When we come to God, we don’t have to wonder whether or not he’ll forgive. It’s not like he is standing far off, waiting to hear our confession before he decides to be merciful. He has proven himself merciful, since the beginning of time and climaxing in the death and resurrection of his Son. After all, we are not forgiven because of anything we’ve done or haven’t done, confessed or haven’t confessed. We’re forgiven because God loves us and delights in showing mercy toward us.
Recently I visited a church with my brother. It’s a reformed congregation that uses liturgy to guide and structure its service. When we got to the time of confession and assurance, I was struck by something unexpected: this part of the service was “backwards.” The pastor read the words of assurance first, and then came the time for confession.

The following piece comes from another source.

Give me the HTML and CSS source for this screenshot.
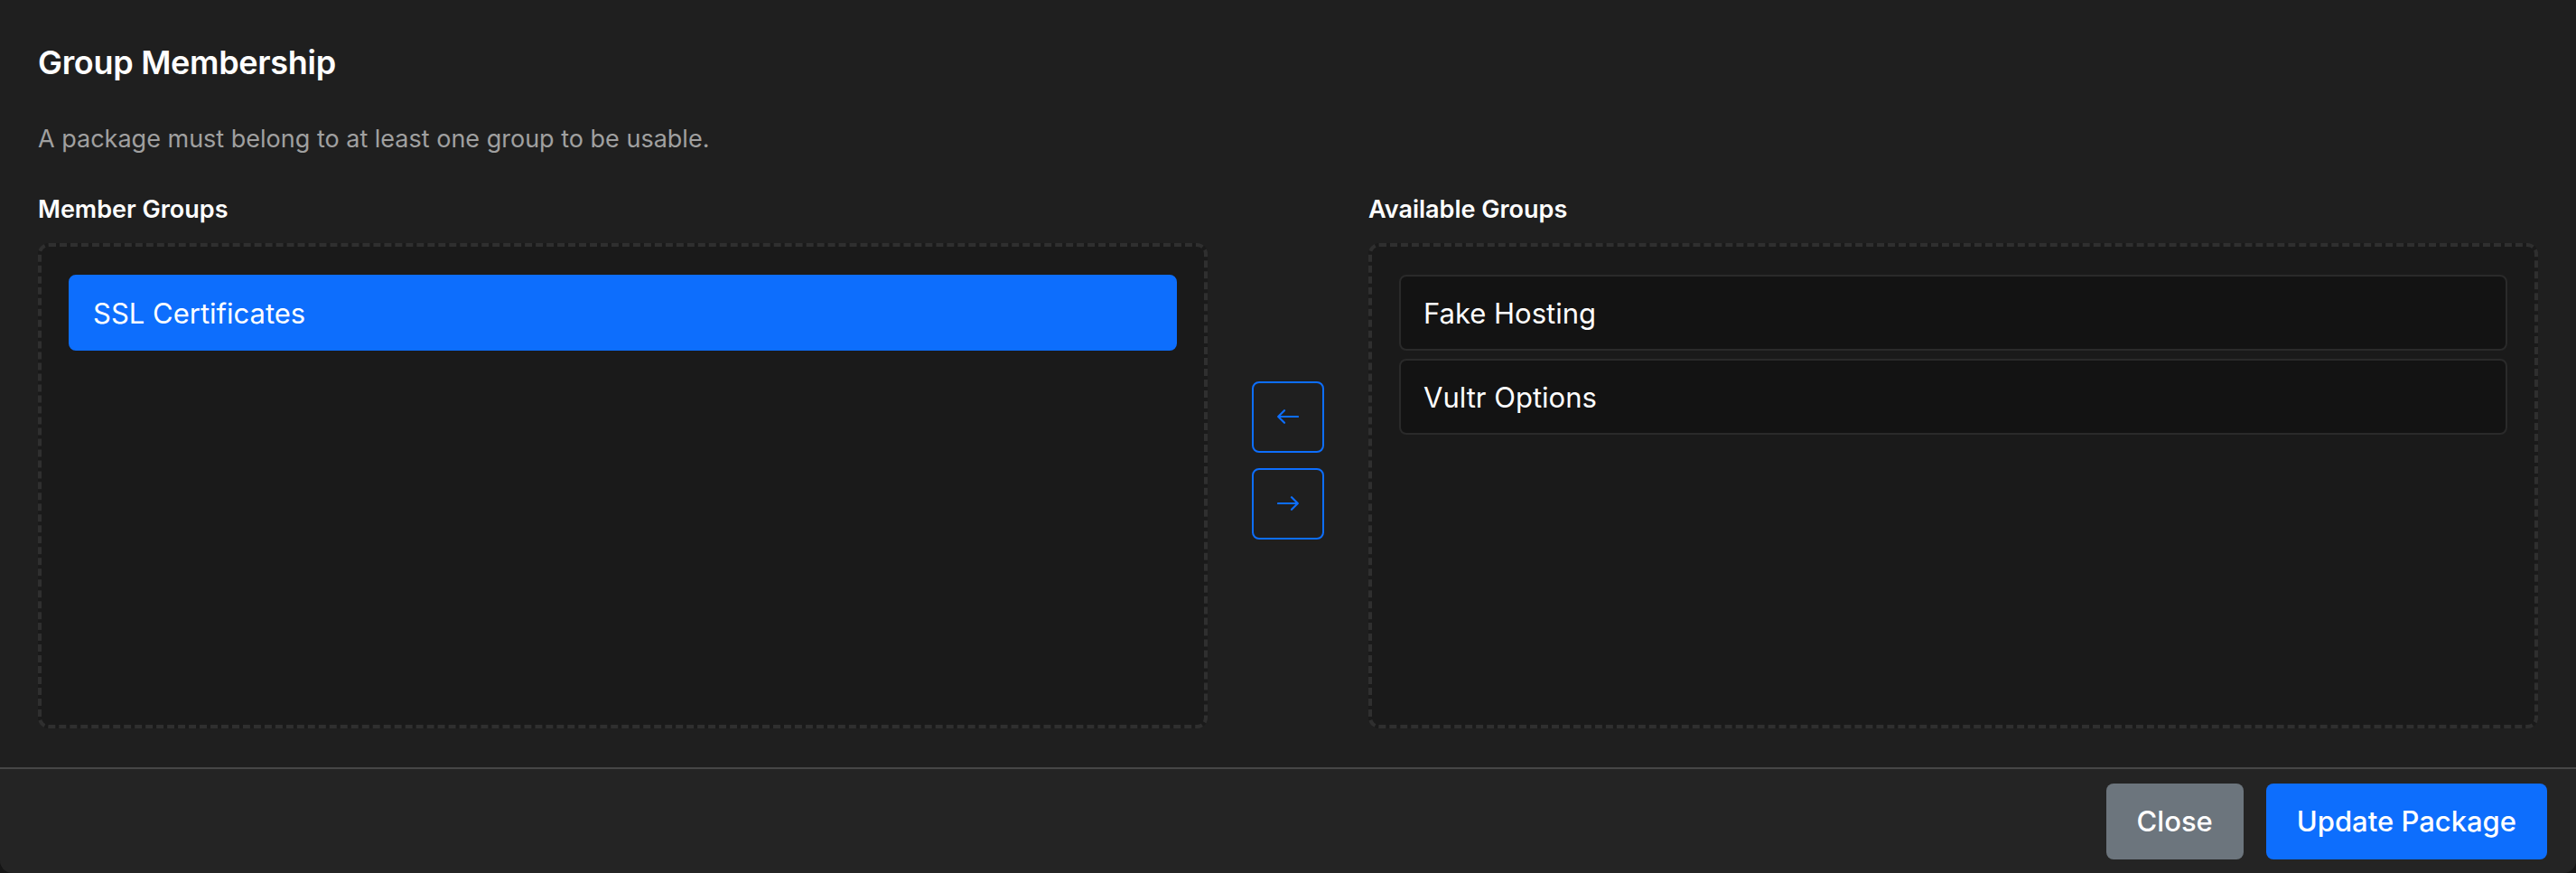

In the church I grew up in, the confession part always came first. After singing or hearing Scripture about the glory of God, we would spend a moment of reflection looking inward and confessing where we did not match up. Then we’d hear a passage of Scripture assuring us of our pardon. Nothing necessarily wrong with this confession.
However, at this church I was visiting, we started out with assurance. We looked right in the face of who God is—his mercy, his abundant grace, his willingness to forgive. And from there we confessed, both corporately and privately, the ways we fail to love God and neighbor. And then came the assurance.
Why? Because God’s assurance of pardon is the basis for our confession.